2015-03-12 Thread Thomas Haller
On Thu, 2015-03-12 at 10:32 +0100, Harald Dunkel wrote:
 On Wed, 04 Mar 2015 18:15:43 +0100
 Frederik Himpe frede...@frehi.be wrote:
 
  
  I still think that NM's behaviour not to touch the interface when it's
  up already is counter-intuitive. If I start up NM with a configuration
  for eth0, then I _do_ want this configuration to be applied, just like
  the distro specific init networking scripts would do. If you don't want
  NM to touch an existing interface, then it makes more sense to me to
  completely disable NM, or to set this specific interface unmanaged in
  NM.
  
  Maybe this behaviour should be configurable?
  
 
 I am affected by exactly the same problem, and I completely agree
 with Frederik. Some improvement here would be highly appreciated.

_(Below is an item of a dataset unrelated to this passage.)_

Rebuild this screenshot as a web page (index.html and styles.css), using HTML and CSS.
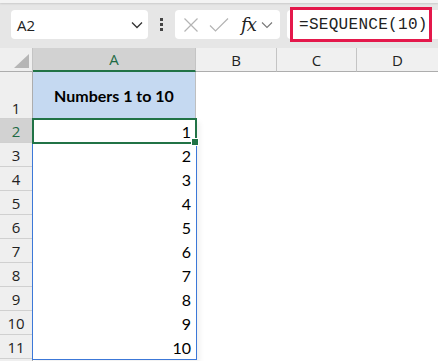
FILE: index.html
```html
<!DOCTYPE html>
<html>
<head>
<meta charset="utf-8">
<link rel="stylesheet" href="styles.css">
</head>
<body>
<div class="app">
  <div class="topband"></div>
  <div class="toolbar">
    <div class="namebox">
      <span class="nb-text">A2</span>
      <svg class="chev" width="12" height="8" viewBox="0 0 12 8"><path d="M1 1.5 L6 6.5 L11 1.5" fill="none" stroke="#333" stroke-width="1.3"/></svg>
    </div>
    <div class="dots"><i></i><i></i><i></i></div>
    <div class="fnbox">
      <svg width="16" height="16" viewBox="0 0 16 16"><path d="M1.5 1.5 L14.5 14.5 M14.5 1.5 L1.5 14.5" stroke="#b4b4b4" stroke-width="1.2" fill="none"/></svg>
      <svg width="20" height="16" viewBox="0 0 20 16"><path d="M1 8.5 L6.5 14 L19 1.5" stroke="#b4b4b4" stroke-width="1.2" fill="none"/></svg>
      <span class="fx">fx</span>
      <svg width="12" height="8" viewBox="0 0 12 8"><path d="M1 1.5 L6 6.5 L11 1.5" fill="none" stroke="#777" stroke-width="1.1"/></svg>
    </div>
    <div class="formula">
      <div class="formula-mark"></div>
      <span class="ftext">=SEQUENCE(10)</span>
    </div>
  </div>
  <div class="sheet">
    <div class="corner"><div class="tri"></div></div>
    <div class="ch ch-sel">A</div>
    <div class="ch">B</div>
    <div class="ch">C</div>
    <div class="ch ch-last">D</div>

    <div class="rh rh-1">1</div>
    <div class="c a1">Numbers 1 to 10</div>
    <div class="c"></div><div class="c"></div><div class="c"></div>

    <div class="rh rh-sel">2</div><div class="c num">1</div><div class="c"></div><div class="c"></div><div class="c"></div>
    <div class="rh">3</div><div class="c num">2</div><div class="c"></div><div class="c"></div><div class="c"></div>
    <div class="rh">4</div><div class="c num">3</div><div class="c"></div><div class="c"></div><div class="c"></div>
    <div class="rh">5</div><div class="c num">4</div><div class="c"></div><div class="c"></div><div class="c"></div>
    <div class="rh">6</div><div class="c num">5</div><div class="c"></div><div class="c"></div><div class="c"></div>
    <div class="rh">7</div><div class="c num">6</div><div class="c"></div><div class="c"></div><div class="c"></div>
    <div class="rh">8</div><div class="c num">7</div><div class="c"></div><div class="c"></div><div class="c"></div>
    <div class="rh">9</div><div class="c num">8</div><div class="c"></div><div class="c"></div><div class="c"></div>
    <div class="rh">10</div><div class="c num">9</div><div class="c"></div><div class="c"></div><div class="c"></div>
    <div class="rh">11</div><div class="c num">10</div><div class="c"></div><div class="c"></div><div class="c"></div>
    <div class="rh"></div><div class="c"></div><div class="c"></div><div class="c"></div><div class="c"></div>

    <div class="spill"></div>
    <div class="selection"><div class="handle"></div></div>
  </div>
</div>
</body>
</html>
```
FILE: styles.css
```css
html, body {
  margin: 0;
  padding: 0;
  background: #ffffff;
}
.app {
  width: 438px;
  height: 361px;
  overflow: hidden;
  position: relative;
  font-family: "Open Sans", "Noto Sans", sans-serif;
}
.topband {
  position: absolute;
  left: 0; top: 0; right: 0;
  height: 3px;
  background: #f3f3f3;
  box-shadow: 0 1px 2px rgba(0,0,0,0.12);
}
.toolbar {
  height: 48px;
  background: #e6e6e6;
  display: flex;
  align-items: flex-start;
  padding-top: 10px;
  box-sizing: border-box;
}
.namebox {
  margin-left: 11px;
  width: 137px;
  height: 29px;
  background: #fff;
  border-radius: 4px;
  display: flex;
  align-items: center;
  justify-content: space-between;
  padding: 0 5px 0 6px;
  box-sizing: border-box;
}
.nb-text {
  font-size: 15px;
  color: #222;
}
.dots {
  width: 27px;
  height: 29px;
  display: flex;
  flex-direction: column;
  align-items: center;
  justify-content: center;
  gap: 2px;
}
.dots i {
  display: block;
  width: 3px;
  height: 3px;
  background: #444;
}
.fnbox {
  width: 105px;
  height: 29px;
  background: #fff;
  border-radius: 4px;
  display: flex;
  align-items: center;
  padding-left: 8px;
  box-sizing: border-box;
  gap: 10px;
}
.fx {
  font-family: "DejaVu Serif", "Liberation Serif", serif;
  font-style: italic;
  font-size: 18px;
  color: #222;
  margin-left: 2px;
  margin-right: -5px;
  letter-spacing: -1px;
}
.formula {
  margin-left: 7px;
  flex: 1;
  height: 29px;
  background: #fff;
  border-radius: 4px 0 0 4px;
  position: relative;
  display: flex;
  align-items: center;
}
.ftext {
  font-family: "Liberation Mono", "DejaVu Sans Mono", monospace;
  font-size: 16px;
  color: #222;
  margin-left: 12px;
  letter-spacing: 0.3px;
  position: relative;
}
.formula-mark {
  position: absolute;
  left: 3px;
  top: -3px;
  width: 142px;
  height: 35px;
  border: 3px solid #e4184b;
  box-sizing: border-box;
}

.sheet {
  position: relative;
  display: grid;
  grid-template-columns: 33px 163px 81px 80px 81px;
  grid-template-rows: 24px 47px repeat(11, 24px);
  font-family: "Lato", "Liberation Sans", sans-serif;
  font-size: 16px;
  color: #000;
}
.corner {
  background: #efefef;
  border-right: 1px solid #c4c4c4;
  border-bottom: 1px solid #adadad;
  position: relative;
}
.tri {
  position: absolute;
  right: 3px;
  bottom: 3px;
  width: 0; height: 0;
  border-left: 15px solid transparent;
  border-bottom: 14px solid #b6b6b6;
}
.ch {
  background: #f0f0f0;
  border-right: 1px solid #c4c4c4;
  border-bottom: 1px solid #adadad;
  display: flex;
  align-items: center;
  justify-content: center;
  font-family: "Open Sans", "Noto Sans", sans-serif;
  font-size: 15px;
  color: #222;
}
.ch-sel {
  background: #d2d2d2;
  color: #1f6b45;
  border-bottom: 2px solid #217346;
}
.ch-last { border-right: none; }
.rh {
  background: #efefef;
  border-right: 1px solid #adadad;
  border-bottom: 1px solid #d0d0d0;
  display: flex;
  align-items: center;
  justify-content: center;
  font-family: "Open Sans", "Noto Sans", sans-serif;
  font-size: 15px;
  color: #222;
}
.rh-1 {
  align-items: flex-end;
  padding-bottom: 0;
}
.rh-sel {
  background: #d2d2d2;
  color: #1f6b45;
}
.c {
  background: #fff;
}
.a1 {
  background: #c5d9f1;
  font-weight: bold;
  display: flex;
  align-items: center;
  justify-content: center;
  border-right: 1px solid #bfbfbf;
}
.num {
  display: flex;
  align-items: center;
  justify-content: flex-end;
  padding-right: 5px;
}
.spill {
  position: absolute;
  left: 32px;
  top: 71px;
  width: 165px;
  height: 241px;
  box-sizing: border-box;
  border: 1px solid #3c78d8;
  box-shadow: 3px 3px 5px rgba(0,0,0,0.06);
}
.selection {
  position: absolute;
  left: 32px;
  top: 70px;
  width: 165px;
  height: 26px;
  box-sizing: border-box;
  border: 2px solid #217346;
}
.handle {
  position: absolute;
  right: -4px;
  bottom: -4px;
  width: 6px;
  height: 6px;
  background: #217346;
  border: 1px solid #fff;
}
```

ok, but what is the concrete suggestion?


How about adding a autoconnect-boot argument to a connection. When NM
starts and an interface is unconfigured it would do the usual
autoconnect behavior.

If the interface is already configured, during startup only,
NetworkManager would consider
  (autoconnect==TRUE  autoconnect-boot==TRUE)
connections and forcefully activate them.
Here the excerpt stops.